Símbolo claro de esta amargura, el presidente afgano Hamid Karzai reconoció en una entrevista con la BBC que su gobierno y sus aliados de la OTAN habían “fracasado” en dar seguridad a su pueblo durante estos diez años.
El 7 de octubre de 2001, menos de un mes después de los atentados del 11 de setiembre en Estados Unidos, la aviación estadounidense comenzó a bombardear Afganistán después del rechazo del Régimen Talibán de entregar al jefe de al-Qaeda, Osama bin-Laden.
Apenas unas semanas bastaron a la coalición occidental para derrocar a los talibanes.
Diez años después, esta guerra, una de las más largas de la historia de EE. UU., incluso más prolongada que la ocupación soviética de los 80, se fue transformando en un atolladero cada vez más sangriento.
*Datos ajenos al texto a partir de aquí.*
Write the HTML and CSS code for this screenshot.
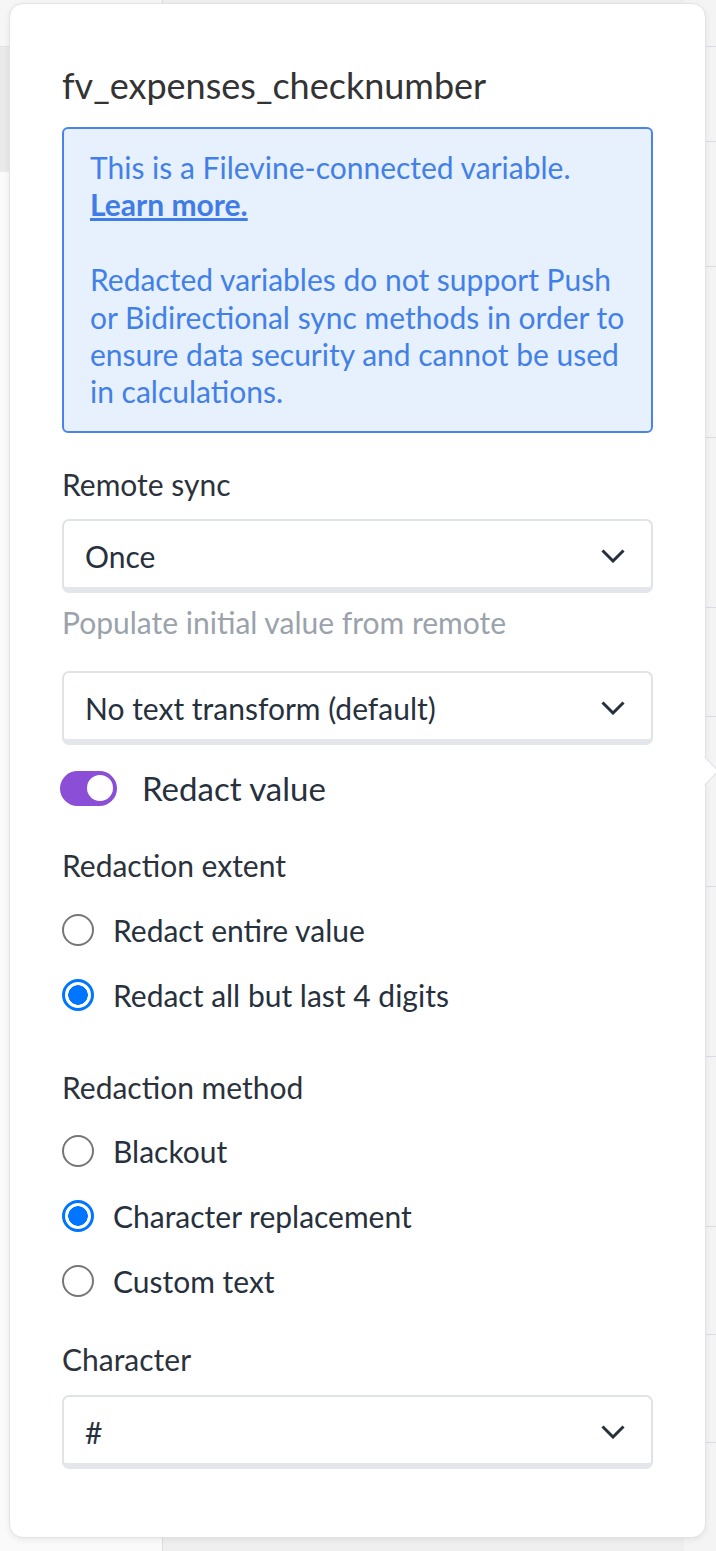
FILE: index.html
```html
<!DOCTYPE html>
<html>
<head>
<meta charset="utf-8">
<link rel="stylesheet" href="styles.css">
</head>
<body>
<div class="bg">
  <div class="bg-left">
    <div class="bg-top"></div>
    <div class="bg-band"></div>
    <div class="bg-rest"></div>
  </div>
  <div class="bg-mid"></div>
  <div class="bg-right">
    <div class="row" style="height:47px"></div>
    <div class="row" style="height:95px"></div>
    <div class="row" style="height:125px"></div>
    <div class="row" style="height:171px"></div>
    <div class="row" style="height:170px"></div>
    <div class="row" style="height:109px"></div>
    <div class="row" style="height:170px"></div>
    <div class="row" style="height:170px"></div>
    <div class="row" style="height:170px"></div>
    <div class="row" style="height:108px"></div>
    <div class="row" style="height:108px"></div>
  </div>
</div>

<div class="popover">
  <div class="arrow"></div>
  <h1 class="title">fv_expenses_checknumber</h1>
  <div class="info">
    <p>This is a Filevine-connected variable.<br><a class="learn" href="#">Learn more.</a></p>
    <p>Redacted variables do not support Push<br>or Bidirectional sync methods in order to<br>ensure data security and cannot be used<br>in calculations.</p>
  </div>

  <div class="label label-remote">Remote sync</div>
  <div class="select">
    <span>Once</span>
    <svg class="chev" width="24" height="14" viewBox="0 0 24 14"><path d="M1.5 1.5 L12 12 L22.5 1.5" fill="none" stroke="#27303d" stroke-width="3"/></svg>
  </div>
  <div class="helper">Populate initial value from remote</div>
  <div class="select select-transform">
    <span>No text transform (default)</span>
    <svg class="chev" width="24" height="14" viewBox="0 0 24 14"><path d="M1.5 1.5 L12 12 L22.5 1.5" fill="none" stroke="#27303d" stroke-width="3"/></svg>
  </div>

  <div class="toggle-row">
    <div class="toggle"><div class="knob"></div></div>
    <span class="toggle-label">Redact value</span>
  </div>

  <div class="label label-extent">Redaction extent</div>
  <div class="radios">
    <div class="radio-row"><span class="radio"></span><span>Redact entire value</span></div>
    <div class="radio-row"><span class="radio on"></span><span>Redact all but last 4 digits</span></div>
  </div>

  <div class="label label-method">Redaction method</div>
  <div class="radios">
    <div class="radio-row"><span class="radio"></span><span>Blackout</span></div>
    <div class="radio-row"><span class="radio on"></span><span>Character replacement</span></div>
    <div class="radio-row"><span class="radio"></span><span>Custom text</span></div>
  </div>

  <div class="label label-char">Character</div>
  <div class="select">
    <span>#</span>
    <svg class="chev" width="24" height="14" viewBox="0 0 24 14"><path d="M1.5 1.5 L12 12 L22.5 1.5" fill="none" stroke="#27303d" stroke-width="3"/></svg>
  </div>
</div>
</body>
</html>
```
FILE: styles.css
```css
html, body {
  margin: 0;
  padding: 0;
  width: 716px;
  height: 1551px;
  overflow: hidden;
  background: #f9f9f9;
  font-family: "Lato", "Open Sans", sans-serif;
}

.bg {
  display: grid;
  grid-template-columns: 162px 522px 1fr;
  height: 1551px;
}
.bg-left {
  display: flex;
  flex-direction: column;
}
.bg-top {
  height: 46px;
  background: #f6f6f6;
  border-bottom: 1px solid #e2e2e2;
}
.bg-band {
  height: 125px;
  background: #eaeaea;
}
.bg-rest {
  flex: 1;
  background: #fafafa;
}
.bg-mid {
  background: #efeff0;
  border-left: 1px solid #dcdcdc;
}
.bg-right {
  background: #f4f4f5;
}
.row {
  box-sizing: border-box;
  border-bottom: 1px solid #dcdde2;
}

.popover {
  position: absolute;
  left: 9px;
  top: 3px;
  width: 697px;
  height: 1535px;
  box-sizing: border-box;
  background: #fff;
  border: 1px solid #e3e3e3;
  border-radius: 14px;
  box-shadow: 0 2px 6px rgba(0, 0, 0, 0.07);
  padding: 62px 52px 0 52px;
  color: #27303d;
}
.arrow {
  position: absolute;
  right: -10px;
  top: 757px;
  width: 19px;
  height: 19px;
  background: #fff;
  border-top: 1px solid #dde0e6;
  border-right: 1px solid #dde0e6;
  transform: rotate(45deg);
}

.title {
  margin: 0;
  font-size: 36px;
  line-height: 38px;
  font-weight: 400;
  color: #333;
}

.info {
  margin-top: 23px;
  box-sizing: border-box;
  height: 306px;
  border: 2px solid #4a84e8;
  border-radius: 6px;
  background: #e7f0fd;
  padding: 20px 20px 20px 26px;
  color: #4280e8;
  font-size: 30px;
  line-height: 37.4px;
  white-space: nowrap;
}
.info p {
  margin: 0;
}
.info p + p {
  margin-top: 37.4px;
}
.learn {
  color: #3f7ce6;
  font-weight: 700;
  text-decoration: underline;
}

.label {
  font-size: 30px;
  line-height: 36px;
  color: #2b323c;
}
.label-remote { margin-top: 33px; margin-bottom: 17px; }
.label-extent { margin-top: 41px; }
.label-method { margin-top: 56px; }
.label-char { margin-top: 42px; margin-bottom: 18px; }

.select {
  box-sizing: border-box;
  height: 74px;
  border: 2px solid #dfe2e7;
  border-bottom: 6px solid #e3e6eb;
  border-radius: 7px;
  display: flex;
  align-items: center;
  justify-content: space-between;
  padding: 3px 26px 0 21px;
  font-size: 30px;
  color: #27303d;
}
.chev {
  display: block;
}

.helper {
  margin-top: 11px;
  font-size: 30px;
  line-height: 36px;
  color: #9aa2ac;
}
.select-transform {
  margin-top: 31px;
}

.toggle-row {
  margin-top: 25px;
  height: 36px;
  display: flex;
  align-items: center;
  margin-left: -2px;
}
.toggle {
  width: 57px;
  height: 35px;
  border-radius: 18px;
  background: #8a4fd6;
  display: flex;
  align-items: center;
  justify-content: flex-end;
  padding-right: 4px;
  box-sizing: border-box;
}
.knob {
  width: 26px;
  height: 26px;
  border-radius: 50%;
  background: #fff;
}
.toggle-label {
  margin-left: 25px;
  font-size: 33px;
  color: #27303d;
}

.radios {
  display: flex;
  flex-direction: column;
  gap: 29px;
  margin-top: 29px;
}
.label-method + .radios {
  margin-top: 28px;
}
.radio-row {
  height: 36px;
  display: flex;
  align-items: center;
  font-size: 30px;
  color: #27303d;
}
.radio {
  box-sizing: border-box;
  width: 32px;
  height: 32px;
  border-radius: 50%;
  border: 2px solid #767676;
  margin-right: 19px;
  flex: none;
}
.radio.on {
  border: 3px solid #0075ff;
  background: radial-gradient(circle, #0075ff 0 9.5px, #fff 10px);
}
```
La OTAN, que tiene previsto retirar sus tropas de combate del país de aquí a fines del 2014, aún busca una salida honorable de este conflicto que, según la Universidad estadounidense de Brown, ya dejó un saldo de unos 34.000 muertos y en el que solo EE. UU. ha gastado al menos $444.000 millones.
Responsables afganos anunciaron un refuerzo de las medidas de seguridad en la capital Kabul, recientemente blanco de varios ataques rebeldes que pusieron de manifiesto la fragilidad del Gobierno, sostenido por 140.000 soldados de la OTAN.